Monday, June 17, 2013

Stigma: Encouraging Words

Vice President Joe Biden

Patrick Kennedy

My words aren't as powerful nor as well crafted. Nor do I have a name recognized by every household in the country. I use a nom de blog because I have experienced stigma. I fear I could lose my job. I fear I might lose the relative peace and safety I currently feel. A relative peace and safety just discovered in my late 50's.

The most powerful words I've ever spoken were "Please make them stop talking about me!" delivered at my former workplace during my last break, just prior to my most recent suicide attempt, which was followed by my most recent hospitalization. Those words were stigmatizing. No way around that. But I know of at least one person who heard me that day and recognized that I was sick. Not crazy.

Forty years ago I had my first encounter with mental health care.
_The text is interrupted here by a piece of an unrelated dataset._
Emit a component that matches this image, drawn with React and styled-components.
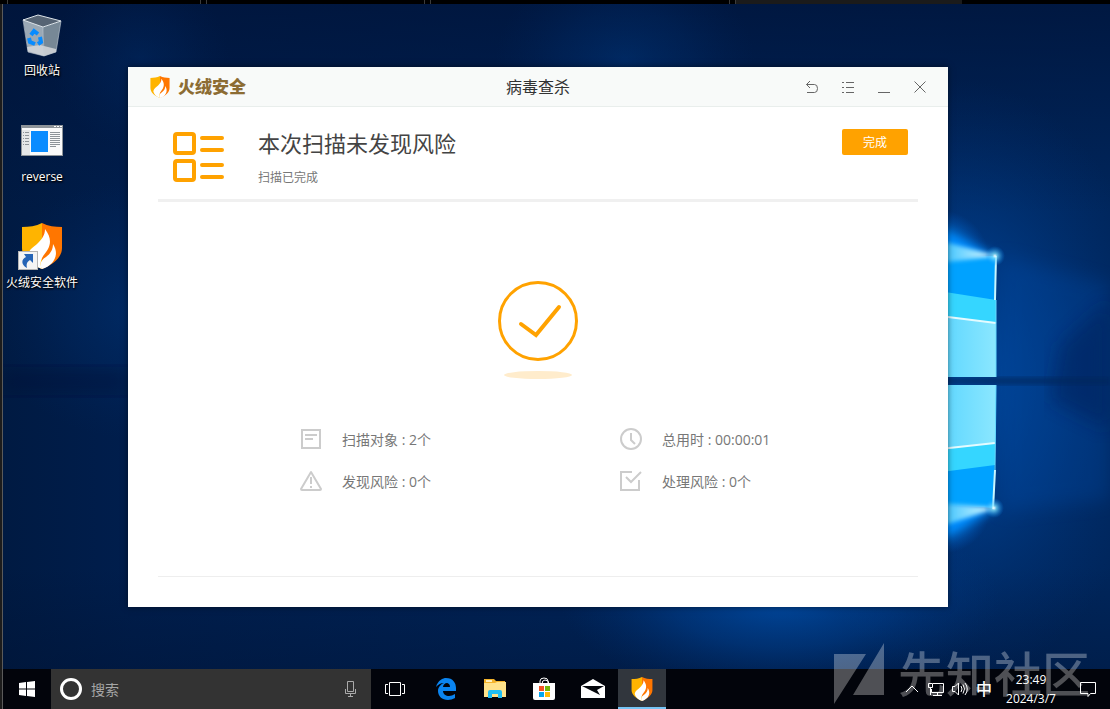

Through all the frustrating years of seeking answers to my questions, seeking ways to eradicate the pain, seeking relief from the never ending ups and downs, I was afraid to speak up. I was afraid of possibly being warehoused in some facility. I was afraid of being ostracized. I was afraid my life would become a shambles. My inability to find answers, to find a way to treat my illness, contributed to my isolation, my pushing away everyone, my chaotic life. Effective treatment and changes to every facet of my existence have given me the potential for a life of peace, a life where I can feel happiness, and a life where I know how to care for myself. That doesn't mean I always do what I need to do. But I know how to do what needs to be done.

I'm grateful that these voices are being heard, but that doesn't mean we need to be silent.

NAMI(National Alliance on Mental Illness) provides me with community, education, peer and professional support, and tools to help me help myself. My peers have added their voices to this website. Stigma disappears when we speak boldly and listen with open minds and hearts.